ICE also has intermittently engaged NGOs to facilitate community supervision pilot programs—i.e., case management and assistance services provided by an NGO, rather than a for-profit entity such as ICE’s current contractor. In February 2015, ICE announced its intention to fund community-based case management services for families in five major metropolitan areas. This is a positive step, particularly considering the concerns that for-profit detention management has raised.  

Reducing unnecessary detention not only would minimize human costs, but would reduce the financial burden of detention as well. ICE’s ATD programs cost $10.55 per day, as opposed to detention, which costs $158 per day. Yet the Obama administration requested only $122.5 million for ATDs in FY 2016, as part of a total detention budget of $2.4 billion. The $435 million requested for family detention alone dwarfs the requested ATD budget.
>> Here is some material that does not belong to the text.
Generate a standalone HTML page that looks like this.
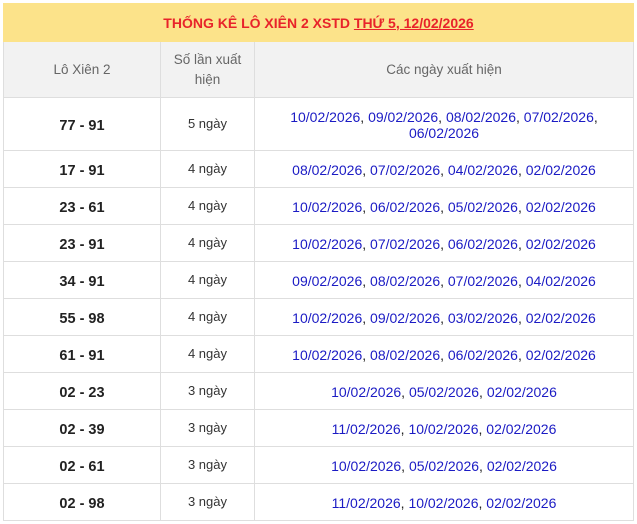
<!DOCTYPE html>
<html><head><meta charset="utf-8"><style>
body{margin:0;background:#fff;font-family:"Liberation Sans",Arial,sans-serif;}
table{position:absolute;left:3px;top:3px;width:631px;border-collapse:collapse;table-layout:fixed;}
td,th{border:1px solid #dedede;text-align:center;padding:0;vertical-align:middle;}
.t{background:#fce38a;height:37px;color:#e8232a;font-weight:bold;font-size:14px;border-color:#fce38a}
.t u{text-decoration:underline;}
.h th{background:#f2f2f2;color:#666;font-weight:normal;font-size:13.5px;height:55px;line-height:20px}
td{height:36px;font-size:13.5px;line-height:16px}
td.a{font-weight:bold;font-size:14.5px;color:#222;padding-top:3px;height:33px}
td.b{font-size:13px;color:#333}
td.c{color:#222;font-size:14px;padding-top:2px;height:34px}
.c span{color:#1b1bc4}
tr.f td{height:49px}
</style></head><body>
<table>
<colgroup><col style="width:157px"><col style="width:94px"><col></colgroup>
<tr><td colspan="3" class="t">THỐNG KÊ LÔ XIÊN 2 XSTD <u>THỨ 5, 12/02/2026</u></td></tr>
<tr class="h"><th>Lô Xiên 2</th><th>Số lần xuất<br>hiện</th><th>Các ngày xuất hiện</th></tr>
<tr class="f"><td class="a">77 - 91</td><td class="b">5 ngày</td><td class="c"><span>10/02/2026</span>, <span>09/02/2026</span>, <span>08/02/2026</span>, <span>07/02/2026</span>,<br><span>06/02/2026</span></td></tr>
<tr><td class="a">17 - 91</td><td class="b">4 ngày</td><td class="c"><span>08/02/2026</span>, <span>07/02/2026</span>, <span>04/02/2026</span>, <span>02/02/2026</span></td></tr>
<tr><td class="a">23 - 61</td><td class="b">4 ngày</td><td class="c"><span>10/02/2026</span>, <span>06/02/2026</span>, <span>05/02/2026</span>, <span>02/02/2026</span></td></tr>
<tr><td class="a">23 - 91</td><td class="b">4 ngày</td><td class="c"><span>10/02/2026</span>, <span>07/02/2026</span>, <span>06/02/2026</span>, <span>02/02/2026</span></td></tr>
<tr><td class="a">34 - 91</td><td class="b">4 ngày</td><td class="c"><span>09/02/2026</span>, <span>08/02/2026</span>, <span>07/02/2026</span>, <span>04/02/2026</span></td></tr>
<tr><td class="a">55 - 98</td><td class="b">4 ngày</td><td class="c"><span>10/02/2026</span>, <span>09/02/2026</span>, <span>03/02/2026</span>, <span>02/02/2026</span></td></tr>
<tr><td class="a">61 - 91</td><td class="b">4 ngày</td><td class="c"><span>10/02/2026</span>, <span>08/02/2026</span>, <span>06/02/2026</span>, <span>02/02/2026</span></td></tr>
<tr><td class="a">02 - 23</td><td class="b">3 ngày</td><td class="c"><span>10/02/2026</span>, <span>05/02/2026</span>, <span>02/02/2026</span></td></tr>
<tr><td class="a">02 - 39</td><td class="b">3 ngày</td><td class="c"><span>11/02/2026</span>, <span>10/02/2026</span>, <span>02/02/2026</span></td></tr>
<tr><td class="a">02 - 61</td><td class="b">3 ngày</td><td class="c"><span>10/02/2026</span>, <span>05/02/2026</span>, <span>02/02/2026</span></td></tr>
<tr><td class="a">02 - 98</td><td class="b">3 ngày</td><td class="c"><span>11/02/2026</span>, <span>10/02/2026</span>, <span>02/02/2026</span></td></tr>
</table>
</body></html>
One study suggested that if the United States used ATDs for all immigrants in proceedings not convicted of serious crimes, the government could save over $1.4 billion per year. Other studies suggest that the provision of counsel would additionally reduce detention costs.

Finally, with respect to legal counsel, the Departments of Justice and Health and Human Services have instituted pilot programs to fund lawyers for unaccompanied children. The Administration also requested $50 million in FY 2016 to fund additional lawyers for unaccompanied children. Extending these pilot programs to adult asylum seekers, and ultimately to all immigrants in proceedings, are important next steps to help ensure both compliance with the legal process and that individuals are afforded a fair opportunity to seek protection in the United States.